Of course, guests pay about $48,000 more for the four-night Inauguration package at the Ritz-Carlton than at the Howard Johnson.
A general manager, who asked not to be named, said Howard Johnson hotel rooms cost at least $500 per night during Inauguration, more than five times the normal $90-per-night rate during regular season.
People from across the country have forked over wads of cash to stay in strategically located hotels to witness President-rlect Obama’s historic swearing-in. Some will rest their heads at places that will lavish them with exotic foods and spa services every night, while others bunking at lower-budget hotels will get not much more than muffins at the continental breakfast.
The Ritz-Carlton’s Politically Correct Package includes a one-of-a-kind Judith Ripka pendant made from white gold, white diamonds, rubies and blue sapphires; 24-hour-on-call chauffeur service in a luxury hybrid vehicle; a four-night stay in a luxury suite; a Saks Fifth Avenue Inaugural ball outfit; seating for two at the Inaugural Parade; two tickets to one of the official balls; and a private, in-suite dinner for two from West End Bistro celebrity chef Eric Ripert.
The hotel named the package “Politically Correct” partly because guests can direct a portion of the $50,000 price tag to a charity of their choice. Only one package was offered, and it has been sold, according to the hotel.
Among the other hotel offerings:
The St. Regis — in addition to the aforementioned amenities — will have a Manolo Blahnik shoeshine station and Neiman Marcus consultants to help with fashion emergencies, including courier service between the store and hotel for last-minute purchases or alterations. Rooms at the St. Regis start at $845 per night for Inauguration Week.
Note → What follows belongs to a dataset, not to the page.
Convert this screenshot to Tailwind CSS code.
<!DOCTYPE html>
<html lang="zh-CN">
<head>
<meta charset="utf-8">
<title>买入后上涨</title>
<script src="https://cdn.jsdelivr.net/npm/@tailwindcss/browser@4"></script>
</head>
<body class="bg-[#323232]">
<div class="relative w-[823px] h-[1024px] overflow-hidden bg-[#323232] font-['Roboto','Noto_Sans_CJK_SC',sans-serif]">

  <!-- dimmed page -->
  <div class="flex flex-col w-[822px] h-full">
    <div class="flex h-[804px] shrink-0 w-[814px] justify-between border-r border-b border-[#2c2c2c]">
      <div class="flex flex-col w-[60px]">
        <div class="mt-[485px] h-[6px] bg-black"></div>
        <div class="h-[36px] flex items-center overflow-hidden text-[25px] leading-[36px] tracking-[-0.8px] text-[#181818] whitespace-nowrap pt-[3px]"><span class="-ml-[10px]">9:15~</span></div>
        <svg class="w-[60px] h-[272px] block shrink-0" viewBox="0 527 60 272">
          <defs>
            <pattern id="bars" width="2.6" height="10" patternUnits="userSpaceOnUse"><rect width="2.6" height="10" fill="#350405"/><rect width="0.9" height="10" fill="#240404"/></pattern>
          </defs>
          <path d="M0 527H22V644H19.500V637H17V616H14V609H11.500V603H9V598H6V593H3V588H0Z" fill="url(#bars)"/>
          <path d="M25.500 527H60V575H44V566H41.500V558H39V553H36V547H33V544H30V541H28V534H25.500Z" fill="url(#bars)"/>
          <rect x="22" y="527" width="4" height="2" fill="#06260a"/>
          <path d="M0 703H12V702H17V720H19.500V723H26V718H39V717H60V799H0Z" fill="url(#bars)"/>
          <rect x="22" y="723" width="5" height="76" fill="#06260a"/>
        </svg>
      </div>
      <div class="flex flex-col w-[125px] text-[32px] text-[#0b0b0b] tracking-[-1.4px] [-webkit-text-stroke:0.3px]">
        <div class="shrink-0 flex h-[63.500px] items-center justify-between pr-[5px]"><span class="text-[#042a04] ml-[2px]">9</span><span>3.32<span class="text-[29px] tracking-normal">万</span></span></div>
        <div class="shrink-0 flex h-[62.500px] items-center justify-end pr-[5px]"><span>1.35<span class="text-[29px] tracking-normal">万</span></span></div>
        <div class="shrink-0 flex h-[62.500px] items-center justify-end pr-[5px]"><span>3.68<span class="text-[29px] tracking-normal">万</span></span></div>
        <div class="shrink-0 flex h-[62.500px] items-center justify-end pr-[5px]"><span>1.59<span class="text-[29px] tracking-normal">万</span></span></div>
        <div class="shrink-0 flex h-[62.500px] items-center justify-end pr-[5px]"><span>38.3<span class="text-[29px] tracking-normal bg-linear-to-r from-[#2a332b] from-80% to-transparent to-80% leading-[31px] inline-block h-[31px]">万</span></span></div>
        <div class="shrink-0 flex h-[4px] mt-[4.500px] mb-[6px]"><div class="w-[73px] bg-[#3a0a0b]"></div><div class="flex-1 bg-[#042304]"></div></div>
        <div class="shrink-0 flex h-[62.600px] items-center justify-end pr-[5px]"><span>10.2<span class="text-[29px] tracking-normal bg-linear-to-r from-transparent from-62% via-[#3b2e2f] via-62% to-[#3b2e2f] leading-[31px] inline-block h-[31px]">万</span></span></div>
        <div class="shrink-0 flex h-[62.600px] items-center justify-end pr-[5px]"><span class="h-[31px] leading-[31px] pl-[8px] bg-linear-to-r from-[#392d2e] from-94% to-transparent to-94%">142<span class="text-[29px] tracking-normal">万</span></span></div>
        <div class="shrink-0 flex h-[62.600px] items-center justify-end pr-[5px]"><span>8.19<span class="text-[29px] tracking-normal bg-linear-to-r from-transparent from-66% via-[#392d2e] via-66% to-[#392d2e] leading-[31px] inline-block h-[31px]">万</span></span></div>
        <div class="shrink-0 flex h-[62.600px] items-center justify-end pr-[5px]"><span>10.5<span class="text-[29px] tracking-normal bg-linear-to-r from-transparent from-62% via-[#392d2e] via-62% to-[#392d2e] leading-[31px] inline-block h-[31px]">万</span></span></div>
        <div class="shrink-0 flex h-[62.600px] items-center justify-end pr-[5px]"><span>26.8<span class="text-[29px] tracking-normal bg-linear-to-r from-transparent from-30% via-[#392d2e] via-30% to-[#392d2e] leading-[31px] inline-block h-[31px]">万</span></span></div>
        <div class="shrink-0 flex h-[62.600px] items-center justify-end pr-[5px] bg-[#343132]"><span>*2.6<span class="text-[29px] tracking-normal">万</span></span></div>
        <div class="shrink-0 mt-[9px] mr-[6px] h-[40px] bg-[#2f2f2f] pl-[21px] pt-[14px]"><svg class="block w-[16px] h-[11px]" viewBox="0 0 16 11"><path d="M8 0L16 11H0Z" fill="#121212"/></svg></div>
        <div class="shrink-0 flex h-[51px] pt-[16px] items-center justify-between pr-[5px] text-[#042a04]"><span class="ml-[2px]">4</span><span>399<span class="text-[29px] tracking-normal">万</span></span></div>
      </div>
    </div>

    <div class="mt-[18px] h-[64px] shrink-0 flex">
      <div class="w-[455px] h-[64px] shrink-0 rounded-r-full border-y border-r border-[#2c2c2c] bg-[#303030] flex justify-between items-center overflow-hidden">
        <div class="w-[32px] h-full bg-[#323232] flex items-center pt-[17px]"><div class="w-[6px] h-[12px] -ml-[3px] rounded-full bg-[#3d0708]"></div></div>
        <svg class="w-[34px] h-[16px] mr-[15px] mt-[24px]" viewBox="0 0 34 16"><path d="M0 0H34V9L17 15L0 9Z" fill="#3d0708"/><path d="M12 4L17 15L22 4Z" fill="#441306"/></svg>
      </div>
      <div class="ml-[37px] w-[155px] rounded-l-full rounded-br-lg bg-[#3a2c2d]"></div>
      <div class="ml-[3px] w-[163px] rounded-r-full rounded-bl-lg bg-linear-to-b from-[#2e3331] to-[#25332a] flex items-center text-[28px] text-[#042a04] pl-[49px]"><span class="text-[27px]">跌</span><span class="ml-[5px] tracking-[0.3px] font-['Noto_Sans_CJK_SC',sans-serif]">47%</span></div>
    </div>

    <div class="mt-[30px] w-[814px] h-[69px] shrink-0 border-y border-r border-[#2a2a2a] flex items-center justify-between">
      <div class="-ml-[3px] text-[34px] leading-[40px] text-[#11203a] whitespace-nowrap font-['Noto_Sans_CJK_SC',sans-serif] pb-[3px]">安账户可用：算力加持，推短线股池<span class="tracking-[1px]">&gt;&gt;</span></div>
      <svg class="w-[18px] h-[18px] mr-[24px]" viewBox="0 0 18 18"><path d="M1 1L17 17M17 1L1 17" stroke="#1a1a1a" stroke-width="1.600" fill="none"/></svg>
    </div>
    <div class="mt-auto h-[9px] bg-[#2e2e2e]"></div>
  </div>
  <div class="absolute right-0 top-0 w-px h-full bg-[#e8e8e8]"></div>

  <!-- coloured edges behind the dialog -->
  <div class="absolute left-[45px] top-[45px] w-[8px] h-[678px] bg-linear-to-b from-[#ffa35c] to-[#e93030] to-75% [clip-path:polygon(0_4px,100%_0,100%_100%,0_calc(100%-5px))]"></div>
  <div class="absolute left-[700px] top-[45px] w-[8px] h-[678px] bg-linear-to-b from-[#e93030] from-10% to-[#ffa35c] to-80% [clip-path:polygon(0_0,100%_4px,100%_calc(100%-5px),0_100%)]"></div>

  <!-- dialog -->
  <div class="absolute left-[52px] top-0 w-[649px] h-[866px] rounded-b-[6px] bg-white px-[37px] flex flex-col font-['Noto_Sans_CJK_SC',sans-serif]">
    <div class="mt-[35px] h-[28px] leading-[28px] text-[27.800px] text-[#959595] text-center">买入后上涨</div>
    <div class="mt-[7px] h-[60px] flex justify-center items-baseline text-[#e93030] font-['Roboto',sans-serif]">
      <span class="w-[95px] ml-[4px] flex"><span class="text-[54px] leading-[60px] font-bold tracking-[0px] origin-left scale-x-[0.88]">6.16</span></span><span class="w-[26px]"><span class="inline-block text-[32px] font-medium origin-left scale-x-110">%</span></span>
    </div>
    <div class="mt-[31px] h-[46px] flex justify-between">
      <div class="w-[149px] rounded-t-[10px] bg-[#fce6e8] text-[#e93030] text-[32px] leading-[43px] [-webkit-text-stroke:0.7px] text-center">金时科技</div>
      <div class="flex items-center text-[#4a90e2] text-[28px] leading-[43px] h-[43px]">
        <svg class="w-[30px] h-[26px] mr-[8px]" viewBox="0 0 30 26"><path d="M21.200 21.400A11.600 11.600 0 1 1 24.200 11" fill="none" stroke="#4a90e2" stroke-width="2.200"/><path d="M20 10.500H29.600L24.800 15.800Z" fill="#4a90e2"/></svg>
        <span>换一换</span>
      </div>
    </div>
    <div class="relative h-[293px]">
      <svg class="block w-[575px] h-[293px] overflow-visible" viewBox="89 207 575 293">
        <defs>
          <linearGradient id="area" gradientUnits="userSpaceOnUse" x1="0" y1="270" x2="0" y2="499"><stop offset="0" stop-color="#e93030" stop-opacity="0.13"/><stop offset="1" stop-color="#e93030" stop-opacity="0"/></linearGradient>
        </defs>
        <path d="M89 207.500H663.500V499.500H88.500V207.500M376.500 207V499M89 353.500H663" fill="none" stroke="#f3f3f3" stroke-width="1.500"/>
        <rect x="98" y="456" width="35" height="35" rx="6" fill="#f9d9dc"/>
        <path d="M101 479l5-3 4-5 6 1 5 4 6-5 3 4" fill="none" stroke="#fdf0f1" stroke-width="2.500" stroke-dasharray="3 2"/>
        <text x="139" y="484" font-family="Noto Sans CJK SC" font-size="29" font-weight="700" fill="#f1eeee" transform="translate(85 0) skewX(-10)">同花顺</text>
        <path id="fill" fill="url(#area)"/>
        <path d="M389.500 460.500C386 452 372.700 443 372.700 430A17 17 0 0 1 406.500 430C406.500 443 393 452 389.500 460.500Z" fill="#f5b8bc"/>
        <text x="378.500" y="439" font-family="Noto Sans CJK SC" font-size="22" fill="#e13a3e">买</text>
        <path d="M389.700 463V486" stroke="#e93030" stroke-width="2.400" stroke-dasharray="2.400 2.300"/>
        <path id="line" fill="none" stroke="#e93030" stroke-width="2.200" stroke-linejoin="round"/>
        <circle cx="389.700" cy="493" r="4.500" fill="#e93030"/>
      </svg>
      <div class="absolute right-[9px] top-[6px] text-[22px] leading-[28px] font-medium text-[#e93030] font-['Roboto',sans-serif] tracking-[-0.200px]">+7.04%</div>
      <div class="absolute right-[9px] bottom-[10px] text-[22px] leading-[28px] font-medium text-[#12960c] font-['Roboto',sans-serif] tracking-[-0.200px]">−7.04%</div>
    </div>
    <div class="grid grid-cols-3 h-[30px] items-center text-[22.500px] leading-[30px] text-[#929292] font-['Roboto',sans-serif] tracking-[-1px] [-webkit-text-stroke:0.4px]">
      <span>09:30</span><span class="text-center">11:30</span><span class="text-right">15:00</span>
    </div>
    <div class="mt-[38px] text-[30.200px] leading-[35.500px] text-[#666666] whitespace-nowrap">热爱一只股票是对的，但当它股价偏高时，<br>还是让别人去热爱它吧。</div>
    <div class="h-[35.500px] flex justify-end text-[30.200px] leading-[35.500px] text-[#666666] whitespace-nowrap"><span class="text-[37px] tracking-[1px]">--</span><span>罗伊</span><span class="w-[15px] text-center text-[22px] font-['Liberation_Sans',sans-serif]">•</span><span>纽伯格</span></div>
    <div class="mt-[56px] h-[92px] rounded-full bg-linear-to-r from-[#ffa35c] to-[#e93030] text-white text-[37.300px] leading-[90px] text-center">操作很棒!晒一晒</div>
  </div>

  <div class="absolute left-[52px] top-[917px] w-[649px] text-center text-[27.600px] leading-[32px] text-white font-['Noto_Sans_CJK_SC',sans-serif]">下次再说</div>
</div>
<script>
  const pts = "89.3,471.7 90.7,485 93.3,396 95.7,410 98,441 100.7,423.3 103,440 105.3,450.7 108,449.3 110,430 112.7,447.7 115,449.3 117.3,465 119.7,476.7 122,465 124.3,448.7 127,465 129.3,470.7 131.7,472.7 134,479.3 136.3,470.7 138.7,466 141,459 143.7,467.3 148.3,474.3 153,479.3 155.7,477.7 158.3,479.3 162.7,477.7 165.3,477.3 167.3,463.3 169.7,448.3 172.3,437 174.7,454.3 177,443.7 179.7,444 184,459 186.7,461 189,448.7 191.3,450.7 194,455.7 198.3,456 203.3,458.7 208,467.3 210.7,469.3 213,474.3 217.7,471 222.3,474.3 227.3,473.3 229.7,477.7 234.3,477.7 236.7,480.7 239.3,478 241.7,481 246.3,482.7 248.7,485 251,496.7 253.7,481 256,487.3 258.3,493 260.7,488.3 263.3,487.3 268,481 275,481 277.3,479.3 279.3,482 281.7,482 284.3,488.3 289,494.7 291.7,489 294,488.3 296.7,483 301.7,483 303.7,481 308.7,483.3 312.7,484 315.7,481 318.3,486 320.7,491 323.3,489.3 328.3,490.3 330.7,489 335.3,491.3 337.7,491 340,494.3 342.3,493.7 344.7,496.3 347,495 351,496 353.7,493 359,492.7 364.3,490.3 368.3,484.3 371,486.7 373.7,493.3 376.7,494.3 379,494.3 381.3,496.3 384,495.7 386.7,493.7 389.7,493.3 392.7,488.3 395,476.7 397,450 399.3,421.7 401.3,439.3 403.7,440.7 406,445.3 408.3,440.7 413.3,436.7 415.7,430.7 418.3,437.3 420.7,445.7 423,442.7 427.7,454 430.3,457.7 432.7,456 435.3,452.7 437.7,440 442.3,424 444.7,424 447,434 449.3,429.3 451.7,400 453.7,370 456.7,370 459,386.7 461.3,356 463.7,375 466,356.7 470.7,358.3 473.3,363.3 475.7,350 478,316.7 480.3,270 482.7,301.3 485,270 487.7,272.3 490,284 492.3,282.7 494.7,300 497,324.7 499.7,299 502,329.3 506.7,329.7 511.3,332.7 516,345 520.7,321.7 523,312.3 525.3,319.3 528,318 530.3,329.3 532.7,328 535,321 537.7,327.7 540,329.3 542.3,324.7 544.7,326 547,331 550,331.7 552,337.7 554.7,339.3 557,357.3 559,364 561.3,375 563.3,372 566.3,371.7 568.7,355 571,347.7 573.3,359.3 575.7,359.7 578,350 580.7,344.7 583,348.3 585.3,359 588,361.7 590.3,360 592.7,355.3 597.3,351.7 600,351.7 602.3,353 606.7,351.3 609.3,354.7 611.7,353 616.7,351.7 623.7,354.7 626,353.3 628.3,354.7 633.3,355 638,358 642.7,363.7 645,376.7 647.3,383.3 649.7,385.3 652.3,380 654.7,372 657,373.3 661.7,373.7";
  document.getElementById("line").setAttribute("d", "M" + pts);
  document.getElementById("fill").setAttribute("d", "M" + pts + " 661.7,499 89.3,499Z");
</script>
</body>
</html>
The Four Seasons Hotel in Georgetown is providing guests staying for five nights with a different amenity each night, including in-suite spa treatments; an autographed cookbook from Michael Mina, the celebrity chef of the hotel’s new restaurant, Bourbon Steak; and a picture of one of the city’s monuments, shot and signed by local photographer Jake McGuire. Rooms at the sold-out Four Seasons went for $895 and $15,000 per night with a five-night minimum stay.
The Mayflower Hotel has a $51,000, three-night package in the presidential suite. It includes limo service from arrival to departure; his and hers signature Inaugural jewelry from the neighborhood jewelry store, the Tiny Jewel Box; Dom Perignon champagne with toasting flutes from Tiffany & Co.; an in-room massage for two; 24-hour butler service; special Inaugural food such as petit fors designed by the hotel’s pastry team; and Burberry accessories.
Managers at many of the budget hotels said they hadn’t yet decided on any special amenities for their Inaugural guests. Some said they weren’t doing anything other than “business as usual.” Vending machines are on the premises, some budget hotel managers said.
Miguel Gonzalez, a general manager at the Days Inn on Connecticut Avenue, N.W., said his hotel will have Inauguration schedules and Metro maps available at the front desk. He has also arranged for guests to get special discounts at the nearby Tesoro restaurant and Sips Café and is still working on getting them special editions of The Washington Times.
Gonzalez said he doesn’t think his guests will be able to enjoy much more than those few perks.
“Tell you what, they won’t have time to do much,” he said, predicting that the big crowds and numerous Inaugural events will likely keep guests out of their hotel rooms for most of time they’re here. “We might not see any of those people after they check in.”
Rooms at the Days Inn cost in the “mid-300s” during Inauguration Week, Gonzalez said, when they would otherwise go in the “upper 100s” this time of year. He said hotel managers decided to keep prices low so guests would “come back and remember” them.
Joe McInerney, president and CEO of the American Hotel & Lodging Association, said Gonzalez and his colleagues have the right idea. Because hotel-room demand is so high for Inauguration Week, hotels could forgo extra gifts and amenities, he said. But many view it as an investment toward future business.
“You want to make sure the guest walks away … saying, ‘Boy, I had a great time,’ ” McInerney said, “so that they become your ambassador out there.”
Some of the most extravagant hotel packages, valued at $50,000 and above, are often offered merely for hype, he said — “I don’t think there’s a lot of takers on those” — but they do help hotels attract “the best people” as guests.
Besides, McInerney said, people’s hopes for their hotel stays usually correlate with the cachet the hotel name carries. “Their expectation level is different from staying at the Four Seasons than staying at the Days Inn,” he said.
McInerney also said that, while Washington-area hotels benefit from extra revenue, they’ll incur extra expenses, like tighter security and accommodations for staff members staying on property because of road closures and anticipated delays in public transportation.
Surprises of all kinds are in store for the city’s Inauguration hotel guests. Liliana Baldassari, a spokeswoman for the Four Seasons, said the hotel is keeping its final-night’s amenity a secret, revealing only that it “will incorporate President-elect Obama and his hometown of Chicago.”
Howard Johnson patrons, meanwhile, could be sleeping in the middle of a construction zone during Inauguration Week. The Howard Johnson manager confessed that the hotel’s remodeling likely won’t be done in time.
Nevertheless, he pledged ultimate customer service.
“We want to give the guests our best,” he said.